DATASET EXCERPT >>
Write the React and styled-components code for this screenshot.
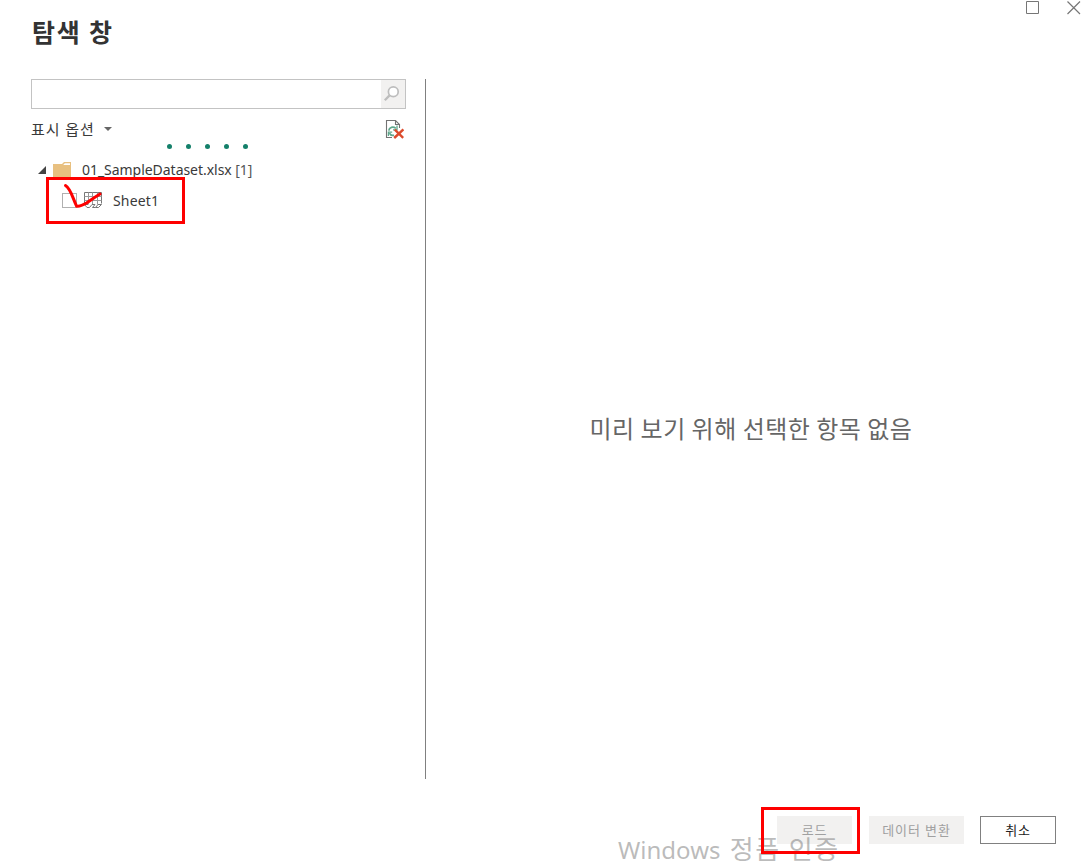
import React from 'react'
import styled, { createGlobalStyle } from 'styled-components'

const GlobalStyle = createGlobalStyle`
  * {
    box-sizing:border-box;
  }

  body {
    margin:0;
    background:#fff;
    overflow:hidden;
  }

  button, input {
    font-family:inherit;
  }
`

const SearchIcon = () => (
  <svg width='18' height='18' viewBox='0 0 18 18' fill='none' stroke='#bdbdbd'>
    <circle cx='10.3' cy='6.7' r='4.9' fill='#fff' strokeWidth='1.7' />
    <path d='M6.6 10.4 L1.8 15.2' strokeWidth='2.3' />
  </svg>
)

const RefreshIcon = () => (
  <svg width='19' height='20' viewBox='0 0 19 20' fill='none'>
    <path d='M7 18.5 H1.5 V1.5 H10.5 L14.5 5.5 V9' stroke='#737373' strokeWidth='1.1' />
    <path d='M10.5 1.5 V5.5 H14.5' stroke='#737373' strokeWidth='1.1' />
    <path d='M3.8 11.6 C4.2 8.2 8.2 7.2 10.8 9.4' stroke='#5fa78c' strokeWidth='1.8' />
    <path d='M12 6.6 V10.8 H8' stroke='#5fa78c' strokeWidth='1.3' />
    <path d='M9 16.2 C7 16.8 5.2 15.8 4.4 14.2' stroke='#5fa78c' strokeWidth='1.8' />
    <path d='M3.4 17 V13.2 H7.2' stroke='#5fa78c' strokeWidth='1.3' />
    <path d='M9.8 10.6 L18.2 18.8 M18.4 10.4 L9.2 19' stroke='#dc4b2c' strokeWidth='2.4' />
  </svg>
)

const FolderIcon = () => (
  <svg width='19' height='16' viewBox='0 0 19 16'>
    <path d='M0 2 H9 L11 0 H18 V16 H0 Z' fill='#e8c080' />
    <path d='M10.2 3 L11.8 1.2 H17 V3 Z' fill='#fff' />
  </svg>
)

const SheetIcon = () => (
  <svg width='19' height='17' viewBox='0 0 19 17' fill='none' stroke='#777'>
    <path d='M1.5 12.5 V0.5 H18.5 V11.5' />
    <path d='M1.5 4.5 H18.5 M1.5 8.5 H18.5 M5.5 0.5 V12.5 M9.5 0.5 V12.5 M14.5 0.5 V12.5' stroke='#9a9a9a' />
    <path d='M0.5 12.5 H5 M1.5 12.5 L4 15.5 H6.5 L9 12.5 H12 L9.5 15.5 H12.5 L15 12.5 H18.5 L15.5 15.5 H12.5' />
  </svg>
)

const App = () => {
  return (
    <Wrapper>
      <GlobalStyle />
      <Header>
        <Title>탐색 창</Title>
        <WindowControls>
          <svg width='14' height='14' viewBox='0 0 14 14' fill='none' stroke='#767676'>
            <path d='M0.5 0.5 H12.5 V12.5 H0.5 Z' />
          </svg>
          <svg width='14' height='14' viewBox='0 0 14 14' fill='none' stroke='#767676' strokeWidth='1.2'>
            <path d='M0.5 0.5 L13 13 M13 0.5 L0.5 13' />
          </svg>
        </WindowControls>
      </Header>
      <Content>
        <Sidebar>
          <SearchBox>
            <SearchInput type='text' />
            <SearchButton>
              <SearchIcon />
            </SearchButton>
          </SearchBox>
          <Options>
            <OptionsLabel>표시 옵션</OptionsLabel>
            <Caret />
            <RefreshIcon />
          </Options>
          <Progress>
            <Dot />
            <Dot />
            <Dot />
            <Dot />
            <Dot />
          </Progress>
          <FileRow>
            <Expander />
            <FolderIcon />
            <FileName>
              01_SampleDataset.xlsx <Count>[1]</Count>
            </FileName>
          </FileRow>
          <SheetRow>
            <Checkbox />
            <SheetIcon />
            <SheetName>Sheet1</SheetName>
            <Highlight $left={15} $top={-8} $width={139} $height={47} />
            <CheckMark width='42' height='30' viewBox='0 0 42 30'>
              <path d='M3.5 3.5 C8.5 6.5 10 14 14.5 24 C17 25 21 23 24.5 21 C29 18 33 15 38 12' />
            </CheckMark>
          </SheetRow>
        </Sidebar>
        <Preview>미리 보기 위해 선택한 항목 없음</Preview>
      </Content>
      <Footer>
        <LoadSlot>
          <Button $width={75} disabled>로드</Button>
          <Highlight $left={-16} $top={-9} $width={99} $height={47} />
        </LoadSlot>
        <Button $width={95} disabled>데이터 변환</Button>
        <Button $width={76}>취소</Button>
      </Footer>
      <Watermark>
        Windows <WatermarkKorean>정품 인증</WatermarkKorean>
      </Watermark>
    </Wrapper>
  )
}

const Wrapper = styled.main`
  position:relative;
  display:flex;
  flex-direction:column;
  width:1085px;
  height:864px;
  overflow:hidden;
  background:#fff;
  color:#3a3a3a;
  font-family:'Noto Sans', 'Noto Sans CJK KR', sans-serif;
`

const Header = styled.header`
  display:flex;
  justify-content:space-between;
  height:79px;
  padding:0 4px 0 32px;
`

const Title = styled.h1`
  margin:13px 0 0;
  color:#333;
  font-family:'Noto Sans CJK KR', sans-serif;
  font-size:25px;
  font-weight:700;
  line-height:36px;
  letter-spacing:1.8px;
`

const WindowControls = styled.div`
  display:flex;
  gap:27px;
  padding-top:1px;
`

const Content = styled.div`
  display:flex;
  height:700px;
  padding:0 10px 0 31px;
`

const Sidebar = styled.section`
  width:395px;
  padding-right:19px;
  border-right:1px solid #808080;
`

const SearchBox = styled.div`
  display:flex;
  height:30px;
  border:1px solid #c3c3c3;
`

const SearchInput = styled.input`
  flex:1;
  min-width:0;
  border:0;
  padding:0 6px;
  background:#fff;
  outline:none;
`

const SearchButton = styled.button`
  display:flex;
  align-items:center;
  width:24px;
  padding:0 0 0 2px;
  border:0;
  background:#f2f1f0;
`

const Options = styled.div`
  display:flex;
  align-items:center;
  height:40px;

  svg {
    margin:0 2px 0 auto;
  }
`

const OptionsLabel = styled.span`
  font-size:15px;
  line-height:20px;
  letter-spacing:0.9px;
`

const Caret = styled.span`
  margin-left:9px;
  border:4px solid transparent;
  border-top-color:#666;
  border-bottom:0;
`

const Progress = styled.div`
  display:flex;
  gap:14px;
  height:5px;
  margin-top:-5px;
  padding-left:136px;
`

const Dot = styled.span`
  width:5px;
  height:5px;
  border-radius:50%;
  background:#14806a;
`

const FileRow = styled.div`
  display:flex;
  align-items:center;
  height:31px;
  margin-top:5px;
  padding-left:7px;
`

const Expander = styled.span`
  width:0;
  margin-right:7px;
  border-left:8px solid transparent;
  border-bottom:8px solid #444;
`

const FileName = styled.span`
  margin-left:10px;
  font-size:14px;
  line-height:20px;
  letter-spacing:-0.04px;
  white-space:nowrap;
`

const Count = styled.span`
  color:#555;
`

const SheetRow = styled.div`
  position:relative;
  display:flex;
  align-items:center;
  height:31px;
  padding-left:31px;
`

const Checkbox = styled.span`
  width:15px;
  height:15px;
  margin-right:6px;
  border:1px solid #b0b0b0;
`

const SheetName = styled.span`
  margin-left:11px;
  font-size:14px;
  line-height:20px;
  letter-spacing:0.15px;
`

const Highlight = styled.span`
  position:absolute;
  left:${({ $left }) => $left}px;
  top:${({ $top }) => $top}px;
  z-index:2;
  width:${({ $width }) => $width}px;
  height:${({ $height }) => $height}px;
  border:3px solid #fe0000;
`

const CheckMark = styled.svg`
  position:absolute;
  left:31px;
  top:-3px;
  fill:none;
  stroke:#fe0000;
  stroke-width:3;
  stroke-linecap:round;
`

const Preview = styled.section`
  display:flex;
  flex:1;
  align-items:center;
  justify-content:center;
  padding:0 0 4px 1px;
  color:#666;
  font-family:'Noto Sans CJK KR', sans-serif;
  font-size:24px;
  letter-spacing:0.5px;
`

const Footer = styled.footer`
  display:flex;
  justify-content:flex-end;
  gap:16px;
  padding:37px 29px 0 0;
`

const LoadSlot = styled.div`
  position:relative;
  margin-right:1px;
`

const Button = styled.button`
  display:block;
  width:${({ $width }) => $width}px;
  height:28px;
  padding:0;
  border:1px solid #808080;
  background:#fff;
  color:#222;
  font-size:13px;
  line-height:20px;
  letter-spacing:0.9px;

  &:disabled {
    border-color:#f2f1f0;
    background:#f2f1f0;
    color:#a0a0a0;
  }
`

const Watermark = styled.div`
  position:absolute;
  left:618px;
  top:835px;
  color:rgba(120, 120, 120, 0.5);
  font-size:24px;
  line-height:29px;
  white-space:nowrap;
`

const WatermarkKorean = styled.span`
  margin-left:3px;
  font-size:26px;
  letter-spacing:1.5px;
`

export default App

WORK REQUIRED >>
Using the listing above, pick out each line that contains the word "React", then copy it.

FINAL ANSWER >>
Write the React and styled-components code for this screenshot.
import React from 'react'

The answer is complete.